STATED PROBLEM
Identify all lines in the data containing the string "index". Copy them out.

SOURCE DATA
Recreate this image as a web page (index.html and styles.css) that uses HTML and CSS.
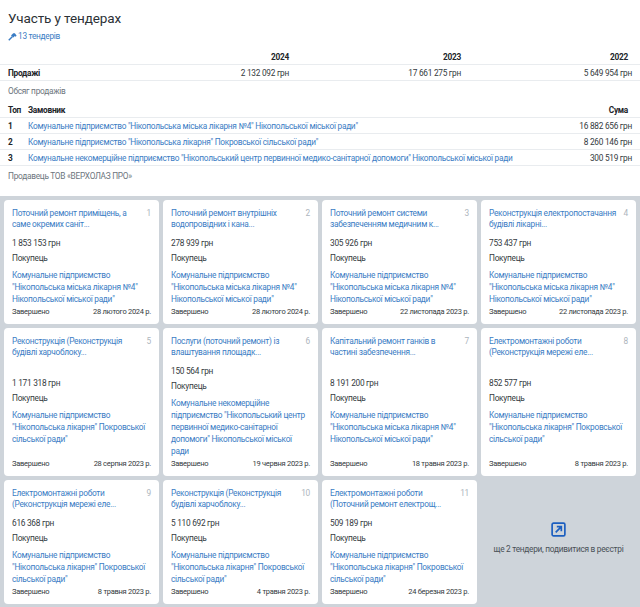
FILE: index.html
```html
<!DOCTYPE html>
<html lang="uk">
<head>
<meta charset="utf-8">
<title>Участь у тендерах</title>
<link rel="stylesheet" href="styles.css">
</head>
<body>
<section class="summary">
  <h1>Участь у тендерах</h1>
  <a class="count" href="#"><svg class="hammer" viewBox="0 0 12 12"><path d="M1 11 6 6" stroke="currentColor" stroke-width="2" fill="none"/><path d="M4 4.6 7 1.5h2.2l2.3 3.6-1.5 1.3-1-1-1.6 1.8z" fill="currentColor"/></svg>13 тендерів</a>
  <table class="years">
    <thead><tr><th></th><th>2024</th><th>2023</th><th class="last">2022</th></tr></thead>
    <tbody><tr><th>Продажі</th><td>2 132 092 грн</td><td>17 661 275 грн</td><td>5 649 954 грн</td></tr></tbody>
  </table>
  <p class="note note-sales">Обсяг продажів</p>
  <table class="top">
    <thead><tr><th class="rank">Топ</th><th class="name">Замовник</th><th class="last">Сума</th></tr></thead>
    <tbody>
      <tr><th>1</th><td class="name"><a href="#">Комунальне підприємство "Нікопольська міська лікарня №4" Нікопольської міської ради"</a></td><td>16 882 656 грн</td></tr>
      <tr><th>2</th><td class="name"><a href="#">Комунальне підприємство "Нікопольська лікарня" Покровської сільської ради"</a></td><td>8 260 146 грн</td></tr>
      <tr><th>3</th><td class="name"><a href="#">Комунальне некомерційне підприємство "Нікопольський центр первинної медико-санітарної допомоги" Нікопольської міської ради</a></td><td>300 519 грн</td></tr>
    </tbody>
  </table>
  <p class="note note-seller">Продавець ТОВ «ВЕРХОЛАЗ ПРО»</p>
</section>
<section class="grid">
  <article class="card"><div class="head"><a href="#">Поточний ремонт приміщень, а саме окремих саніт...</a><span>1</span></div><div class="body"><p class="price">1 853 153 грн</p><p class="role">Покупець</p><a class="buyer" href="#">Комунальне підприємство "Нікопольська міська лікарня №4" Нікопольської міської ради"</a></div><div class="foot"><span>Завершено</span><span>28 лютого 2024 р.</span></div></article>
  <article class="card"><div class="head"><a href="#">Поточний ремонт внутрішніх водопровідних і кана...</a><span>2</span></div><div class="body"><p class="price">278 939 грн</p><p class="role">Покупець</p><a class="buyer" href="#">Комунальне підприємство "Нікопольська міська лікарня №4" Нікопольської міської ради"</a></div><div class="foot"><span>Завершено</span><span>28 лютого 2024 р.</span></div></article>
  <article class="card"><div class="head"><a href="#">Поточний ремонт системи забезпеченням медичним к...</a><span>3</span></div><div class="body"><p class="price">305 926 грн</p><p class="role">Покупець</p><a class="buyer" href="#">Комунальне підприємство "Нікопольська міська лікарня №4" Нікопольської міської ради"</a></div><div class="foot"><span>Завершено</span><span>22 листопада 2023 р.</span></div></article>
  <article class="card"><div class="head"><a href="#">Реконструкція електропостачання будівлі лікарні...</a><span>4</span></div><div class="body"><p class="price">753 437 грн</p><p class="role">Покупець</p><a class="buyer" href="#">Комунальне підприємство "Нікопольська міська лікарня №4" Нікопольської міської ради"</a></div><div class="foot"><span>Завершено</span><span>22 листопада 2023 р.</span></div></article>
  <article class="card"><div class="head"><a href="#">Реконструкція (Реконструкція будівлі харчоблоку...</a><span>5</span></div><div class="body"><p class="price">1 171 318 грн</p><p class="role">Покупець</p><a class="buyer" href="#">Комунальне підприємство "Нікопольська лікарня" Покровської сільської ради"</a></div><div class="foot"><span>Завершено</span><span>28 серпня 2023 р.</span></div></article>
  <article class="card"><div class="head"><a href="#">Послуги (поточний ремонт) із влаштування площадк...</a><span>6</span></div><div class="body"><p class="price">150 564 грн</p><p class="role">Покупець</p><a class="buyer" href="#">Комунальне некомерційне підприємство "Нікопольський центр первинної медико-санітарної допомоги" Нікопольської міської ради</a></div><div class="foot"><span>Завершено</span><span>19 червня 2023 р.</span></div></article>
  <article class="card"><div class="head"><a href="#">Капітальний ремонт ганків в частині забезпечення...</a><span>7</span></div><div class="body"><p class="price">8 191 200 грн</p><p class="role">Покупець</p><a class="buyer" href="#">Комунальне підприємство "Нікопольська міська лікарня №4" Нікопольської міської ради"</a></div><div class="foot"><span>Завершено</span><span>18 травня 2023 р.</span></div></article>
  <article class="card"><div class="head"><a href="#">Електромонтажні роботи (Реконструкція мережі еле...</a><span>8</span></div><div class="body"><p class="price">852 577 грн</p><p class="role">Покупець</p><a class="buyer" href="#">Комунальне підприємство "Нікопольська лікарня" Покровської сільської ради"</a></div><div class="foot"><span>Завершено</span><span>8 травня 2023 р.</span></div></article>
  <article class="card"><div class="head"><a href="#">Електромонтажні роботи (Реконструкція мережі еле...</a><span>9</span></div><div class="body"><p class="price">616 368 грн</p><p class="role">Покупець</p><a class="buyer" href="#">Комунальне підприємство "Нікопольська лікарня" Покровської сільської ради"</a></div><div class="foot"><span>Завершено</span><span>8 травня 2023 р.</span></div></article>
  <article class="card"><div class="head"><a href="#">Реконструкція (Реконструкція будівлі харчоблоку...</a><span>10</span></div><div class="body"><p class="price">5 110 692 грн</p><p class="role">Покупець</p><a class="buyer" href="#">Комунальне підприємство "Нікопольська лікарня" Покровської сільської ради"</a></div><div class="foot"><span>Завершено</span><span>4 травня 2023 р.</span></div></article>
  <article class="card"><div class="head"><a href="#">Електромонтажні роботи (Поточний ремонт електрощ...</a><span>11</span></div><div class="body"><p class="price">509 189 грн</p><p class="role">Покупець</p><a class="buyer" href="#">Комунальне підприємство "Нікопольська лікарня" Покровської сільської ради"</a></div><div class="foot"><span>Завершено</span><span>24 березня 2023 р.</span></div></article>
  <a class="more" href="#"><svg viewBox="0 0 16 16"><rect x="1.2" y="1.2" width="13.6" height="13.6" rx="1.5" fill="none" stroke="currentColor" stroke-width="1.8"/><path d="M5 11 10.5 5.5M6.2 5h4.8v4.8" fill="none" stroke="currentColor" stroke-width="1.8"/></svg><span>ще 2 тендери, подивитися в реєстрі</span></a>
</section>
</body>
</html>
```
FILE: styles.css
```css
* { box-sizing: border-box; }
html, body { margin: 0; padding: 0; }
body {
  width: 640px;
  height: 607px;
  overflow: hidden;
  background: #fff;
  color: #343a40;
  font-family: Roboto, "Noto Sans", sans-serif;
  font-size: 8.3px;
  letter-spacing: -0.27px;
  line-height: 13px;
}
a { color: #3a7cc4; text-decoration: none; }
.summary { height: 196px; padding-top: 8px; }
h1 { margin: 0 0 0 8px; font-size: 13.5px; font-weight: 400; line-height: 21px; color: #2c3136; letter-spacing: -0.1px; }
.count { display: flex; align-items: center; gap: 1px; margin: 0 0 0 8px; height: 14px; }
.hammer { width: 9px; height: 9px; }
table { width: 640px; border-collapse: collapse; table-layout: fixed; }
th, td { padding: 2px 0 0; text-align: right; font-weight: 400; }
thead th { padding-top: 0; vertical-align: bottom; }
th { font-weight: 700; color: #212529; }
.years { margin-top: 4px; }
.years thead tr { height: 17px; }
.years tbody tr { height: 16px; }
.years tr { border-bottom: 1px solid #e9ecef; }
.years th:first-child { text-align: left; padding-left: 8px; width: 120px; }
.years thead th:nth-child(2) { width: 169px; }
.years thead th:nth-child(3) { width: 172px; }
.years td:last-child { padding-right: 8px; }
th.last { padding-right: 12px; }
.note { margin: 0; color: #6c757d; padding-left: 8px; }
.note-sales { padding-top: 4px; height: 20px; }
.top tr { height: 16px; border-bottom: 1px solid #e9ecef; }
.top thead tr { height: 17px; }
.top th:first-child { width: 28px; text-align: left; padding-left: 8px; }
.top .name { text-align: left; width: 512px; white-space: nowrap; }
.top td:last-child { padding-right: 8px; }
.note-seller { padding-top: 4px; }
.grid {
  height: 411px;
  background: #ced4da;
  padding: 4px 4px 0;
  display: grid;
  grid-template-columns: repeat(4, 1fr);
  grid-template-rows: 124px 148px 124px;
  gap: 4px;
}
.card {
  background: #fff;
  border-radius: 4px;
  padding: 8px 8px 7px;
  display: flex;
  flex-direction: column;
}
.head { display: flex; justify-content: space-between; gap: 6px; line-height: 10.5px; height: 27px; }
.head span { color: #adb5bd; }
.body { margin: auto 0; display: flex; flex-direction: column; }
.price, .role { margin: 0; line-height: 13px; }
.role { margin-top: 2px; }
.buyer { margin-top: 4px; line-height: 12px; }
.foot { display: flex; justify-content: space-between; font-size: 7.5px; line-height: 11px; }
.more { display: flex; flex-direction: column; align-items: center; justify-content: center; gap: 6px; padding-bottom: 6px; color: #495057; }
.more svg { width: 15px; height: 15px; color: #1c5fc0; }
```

OUTPUT BELOW
Recreate this image as a web page (index.html and styles.css) that uses HTML and CSS.
FILE: index.html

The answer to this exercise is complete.